Miller, who said he also disagreed with the organization’s decision to re-brand in 2013 by removing the word “lobbyists” from its name, is launching a new organization dubbed the National Institute for Lobbying and Ethics. The entity will begin programs and seminars next month, he said.
Senior advisers of the new group will include former Missouri Rep. Kenny Hulshof, a Republican, who is registered to lobby for clients through the firm Kit Bond Strategies. Thomas M. Susman, the director of the American Bar Association’s government affairs office and a co-author of the ABA’s “The Lobbying Manual,” will also be involved in the new organization, Miller said.
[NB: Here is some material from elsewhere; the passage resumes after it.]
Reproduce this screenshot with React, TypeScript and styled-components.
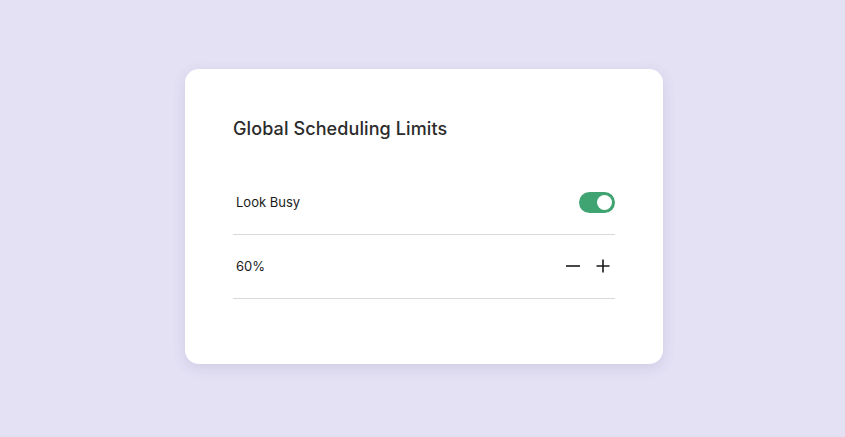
import styled, { createGlobalStyle } from "styled-components";

const GlobalStyle = createGlobalStyle`
  html, body {
    margin: 0;
    padding: 0;
    background: #e4e1f4;
  }
  body {
    font-family: Inter, "Noto Sans", sans-serif;
  }
`;

const Page = styled.div`
  width: 845px;
  height: 437px;
  display: flex;
  align-items: center;
  justify-content: center;
`;

const Card = styled.div`
  box-sizing: border-box;
  width: 478px;
  height: 295px;
  margin-left: 3px;
  margin-top: -5px;
  padding: 48px 48px 0 48px;
  background: #ffffff;
  border-radius: 14px;
  box-shadow: 0 4px 14px rgba(90, 80, 140, 0.14);
`;

const Title = styled.h2`
  margin: 0;
  font-size: 18px;
  line-height: 24px;
  font-weight: 500;
  color: #2b2b2b;
  letter-spacing: 0.1px;
`;

const List = styled.div`
  margin-top: 30px;
  display: flex;
  flex-direction: column;
`;

const Row = styled.div`
  display: flex;
  align-items: center;
  justify-content: space-between;
  height: 63px;
  border-bottom: 1px solid #d9d9d9;
`;

const Label = styled.span`
  font-size: 13px;
  color: #1a1a1a;
  padding-left: 3px;
`;

const Switch = styled.div<{ $on: boolean }>`
  width: 36px;
  height: 21px;
  border-radius: 11px;
  background: ${(p) => (p.$on ? "#3fa372" : "#cccccc")};
  display: flex;
  align-items: center;
  justify-content: ${(p) => (p.$on ? "flex-end" : "flex-start")};
  padding: 0 3px;
  box-sizing: border-box;
`;

const Knob = styled.div`
  width: 15px;
  height: 15px;
  border-radius: 50%;
  background: #ffffff;
`;

const Stepper = styled.div`
  display: flex;
  align-items: center;
  gap: 15px;
  margin-right: 4px;
`;

const StepButton = styled.button`
  border: none;
  background: none;
  padding: 0;
  width: 16px;
  height: 16px;
  display: flex;
  align-items: center;
  justify-content: center;
  cursor: pointer;
`;

function App() {
  return (
    <>
      <GlobalStyle />
      <Page>
        <Card>
          <Title>Global Scheduling Limits</Title>
          <List>
            <Row>
              <Label>Look Busy</Label>
              <Switch $on>
                <Knob />
              </Switch>
            </Row>
            <Row>
              <Label>60%</Label>
              <Stepper>
                <StepButton aria-label="decrease">
                  <svg width="16" height="16" viewBox="0 0 16 16">
                    <path d="M2 8h14" stroke="#1a1a1a" strokeWidth="1.6" />
                  </svg>
                </StepButton>
                <StepButton aria-label="increase">
                  <svg width="16" height="16" viewBox="0 0 16 16">
                    <path d="M1.5 8h13M8 1.5v13" stroke="#1a1a1a" strokeWidth="1.6" />
                  </svg>
                </StepButton>
              </Stepper>
            </Row>
          </List>
        </Card>
      </Page>
    </>
  );
}

export default App;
Hulshof was not immediately available for comment. Susman said he planned to provide educational courses on lobbying and ethics to the new group.
“I want to know if I can get a refund on my dues,” Susman said of the AGRP.
Katie Lane Chaverri of Tayman Lane Chaverri, a lawyer representing AGRP, said that the group’s members would not be first in line. Columbia Books would hold that position.
“In wind-down situations, there is an order of payment, and the judgment creditor will likely come first,” she said.
Putting the word lobbying in the new organization’s name, Miller added, was no accident, even in an election year fueled by anti-K Street rhetoric, especially from GOP presidential front-runner Donald Trump and independent Sen. Bernie Sanders of Vermont who is seeking the Democratic nomination.
“When you’re influencing legislation or regulation, you’re doing what lobbyists are doing,” Miller said. “With the anger out there [that] Sanders and Trump have created, where is our profession in that anger? Yes, we have bad actors in our profession, like all professions do. But stop asking us for information, and see how the system works.”